__DATASET EXTRACT__:
==================================================
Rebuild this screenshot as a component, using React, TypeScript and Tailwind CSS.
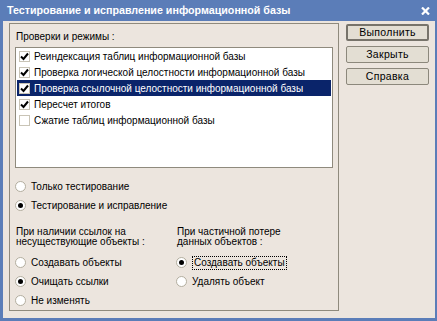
import type { ReactNode } from 'react'

const font = { fontFamily: '"Liberation Sans", Arial, sans-serif' }

const checks = [
  { label: 'Реиндексация таблиц информационной базы', on: true },
  { label: 'Проверка логической целостности информационной базы', on: true },
  { label: 'Проверка ссылочной целостности информационной базы', on: true, selected: true },
  { label: 'Пересчет итогов', on: true },
  { label: 'Сжатие таблиц информационной базы', on: false },
]

function CheckBox({ on }: { on: boolean }) {
  return (
    <span className="flex h-[11px] w-[11px] shrink-0 items-center justify-center border border-[#c9c4b6] bg-white">
      {on && (
        <svg width="9" height="9" viewBox="0 0 9 9">
          <path d="M1 4.5 L3.5 7 L8 1.5" fill="none" stroke="#000" strokeWidth="2" />
        </svg>
      )}
    </span>
  )
}

function Radio({ on, children, focus }: { on?: boolean; children: ReactNode; focus?: boolean }) {
  return (
    <div className="flex h-[19px] items-center gap-[5px]">
      <span className="flex h-[11px] w-[11px] shrink-0 items-center justify-center rounded-full border border-[#b3ae9f] bg-white">
        {on && <span className="h-[5px] w-[5px] rounded-full bg-black" />}
      </span>
      <span className={focus ? 'border border-dotted border-black px-px leading-[12px]' : ''}>{children}</span>
    </div>
  )
}

function Btn({ children, primary }: { children: ReactNode; primary?: boolean }) {
  return (
    <button
      className={
        'h-[17px] w-[83px] rounded-[2px] bg-[#e3ded3] text-[10.5px] leading-none tracking-[0.3px] text-black ' +
        (primary ? 'border-2 border-[#77736a]' : 'border border-[#8c887c]')
      }
    >
      {children}
    </button>
  )
}

export default function App() {
  return (
    <div className="flex h-[321px] w-[437px] flex-col bg-[#5b7db8] text-[10px] text-black" style={font}>
      {/* title */}
      <div className="flex h-[21px] shrink-0 items-center justify-between pl-[7px] pr-[7px]">
        <span className="text-[10.7px] font-bold text-white">Тестирование и исправление информационной базы</span>
        <svg width="9" height="8" viewBox="0 0 9 8">
          <path d="M1 0.5 L8 7.5 M8 0.5 L1 7.5" stroke="#fff" strokeWidth="2.2" />
        </svg>
      </div>

      {/* body */}
      <div className="mb-[3px] ml-[3px] mr-[2px] flex flex-1 gap-[7px] bg-[#ece5de] pl-[6px] pt-[2px]">
        <div className="flex h-[288px] w-[330px] flex-col overflow-hidden border border-[#8f8a7d] px-[5px] pt-[7px]">
          <div className="ml-px leading-[12px]">Проверки и режимы :</div>

          <div className="mt-[4px] h-[121px] w-[318px] shrink-0 border border-[#8f8a7d] bg-white px-px">
            {checks.map((c) => (
              <div
                key={c.label}
                className={
                  'flex h-[16px] items-center gap-[4px] pl-[2px] ' + (c.selected ? 'bg-[#0a246a] text-white' : '')
                }
              >
                <CheckBox on={c.on} />
                <span className="whitespace-nowrap">{c.label}</span>
              </div>
            ))}
          </div>

          <div className="mt-[9px]">
            <Radio>Только тестирование</Radio>
            <Radio on>Тестирование и исправление</Radio>
          </div>

          <div className="mt-[12px] flex">
            <div className="w-[161px]">
              <div className="ml-px leading-[10px]">
                При наличии ссылок на
                <br />
                несуществующие объекты :
              </div>
              <div className="mt-[6px]">
                <Radio>Создавать объекты</Radio>
                <Radio on>Очищать ссылки</Radio>
                <Radio>Не изменять</Radio>
              </div>
            </div>
            <div>
              <div className="ml-px leading-[10px]">
                При частичной потере
                <br />
                данных объектов :
              </div>
              <div className="mt-[6px]">
                <Radio on focus>
                  Создавать объекты
                </Radio>
                <Radio>Удалять объект</Radio>
              </div>
            </div>
          </div>
        </div>

        <div className="flex flex-col gap-[5px] pt-[1px]">
          <Btn primary>Выполнить</Btn>
          <Btn>Закрыть</Btn>
          <Btn>Справка</Btn>
        </div>
      </div>
    </div>
  )
}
==================================================
__INSTRUCTION__: Omit each picture, then return all of the listing exactly as it stands.

__FINAL RESULT__:
Rebuild this screenshot as a component, using React, TypeScript and Tailwind CSS.
import type { ReactNode } from 'react'

const font = { fontFamily: '"Liberation Sans", Arial, sans-serif' }

const checks = [
  { label: 'Реиндексация таблиц информационной базы', on: true },
  { label: 'Проверка логической целостности информационной базы', on: true },
  { label: 'Проверка ссылочной целостности информационной базы', on: true, selected: true },
  { label: 'Пересчет итогов', on: true },
  { label: 'Сжатие таблиц информационной базы', on: false },
]

function CheckBox({ on }: { on: boolean }) {
  return (
    <span className="flex h-[11px] w-[11px] shrink-0 items-center justify-center border border-[#c9c4b6] bg-white">
      {on && (
        <svg width="9" height="9" viewBox="0 0 9 9">
          <path d="M1 4.5 L3.5 7 L8 1.5" fill="none" stroke="#000" strokeWidth="2" />
        </svg>
      )}
    </span>
  )
}

function Radio({ on, children, focus }: { on?: boolean; children: ReactNode; focus?: boolean }) {
  return (
    <div className="flex h-[19px] items-center gap-[5px]">
      <span className="flex h-[11px] w-[11px] shrink-0 items-center justify-center rounded-full border border-[#b3ae9f] bg-white">
        {on && <span className="h-[5px] w-[5px] rounded-full bg-black" />}
      </span>
      <span className={focus ? 'border border-dotted border-black px-px leading-[12px]' : ''}>{children}</span>
    </div>
  )
}

function Btn({ children, primary }: { children: ReactNode; primary?: boolean }) {
  return (
    <button
      className={
        'h-[17px] w-[83px] rounded-[2px] bg-[#e3ded3] text-[10.5px] leading-none tracking-[0.3px] text-black ' +
        (primary ? 'border-2 border-[#77736a]' : 'border border-[#8c887c]')
      }
    >
      {children}
    </button>
  )
}

export default function App() {
  return (
    <div className="flex h-[321px] w-[437px] flex-col bg-[#5b7db8] text-[10px] text-black" style={font}>
      {/* title */}
      <div className="flex h-[21px] shrink-0 items-center justify-between pl-[7px] pr-[7px]">
        <span className="text-[10.7px] font-bold text-white">Тестирование и исправление информационной базы</span>
        <svg width="9" height="8" viewBox="0 0 9 8">
          <path d="M1 0.5 L8 7.5 M8 0.5 L1 7.5" stroke="#fff" strokeWidth="2.2" />
        </svg>
      </div>

      {/* body */}
      <div className="mb-[3px] ml-[3px] mr-[2px] flex flex-1 gap-[7px] bg-[#ece5de] pl-[6px] pt-[2px]">
        <div className="flex h-[288px] w-[330px] flex-col overflow-hidden border border-[#8f8a7d] px-[5px] pt-[7px]">
          <div className="ml-px leading-[12px]">Проверки и режимы :</div>

          <div className="mt-[4px] h-[121px] w-[318px] shrink-0 border border-[#8f8a7d] bg-white px-px">
            {checks.map((c) => (
              <div
                key={c.label}
                className={
                  'flex h-[16px] items-center gap-[4px] pl-[2px] ' + (c.selected ? 'bg-[#0a246a] text-white' : '')
                }
              >
                <CheckBox on={c.on} />
                <span className="whitespace-nowrap">{c.label}</span>
              </div>
            ))}
          </div>

          <div className="mt-[9px]">
            <Radio>Только тестирование</Radio>
            <Radio on>Тестирование и исправление</Radio>
          </div>

          <div className="mt-[12px] flex">
            <div className="w-[161px]">
              <div className="ml-px leading-[10px]">
                При наличии ссылок на
                <br />
                несуществующие объекты :
              </div>
              <div className="mt-[6px]">
                <Radio>Создавать объекты</Radio>
                <Radio on>Очищать ссылки</Radio>
                <Radio>Не изменять</Radio>
              </div>
            </div>
            <div>
              <div className="ml-px leading-[10px]">
                При частичной потере
                <br />
                данных объектов :
              </div>
              <div className="mt-[6px]">
                <Radio on focus>
                  Создавать объекты
                </Radio>
                <Radio>Удалять объект</Radio>
              </div>
            </div>
          </div>
        </div>

        <div className="flex flex-col gap-[5px] pt-[1px]">
          <Btn primary>Выполнить</Btn>
          <Btn>Закрыть</Btn>
          <Btn>Справка</Btn>
        </div>
      </div>
    </div>
  )
}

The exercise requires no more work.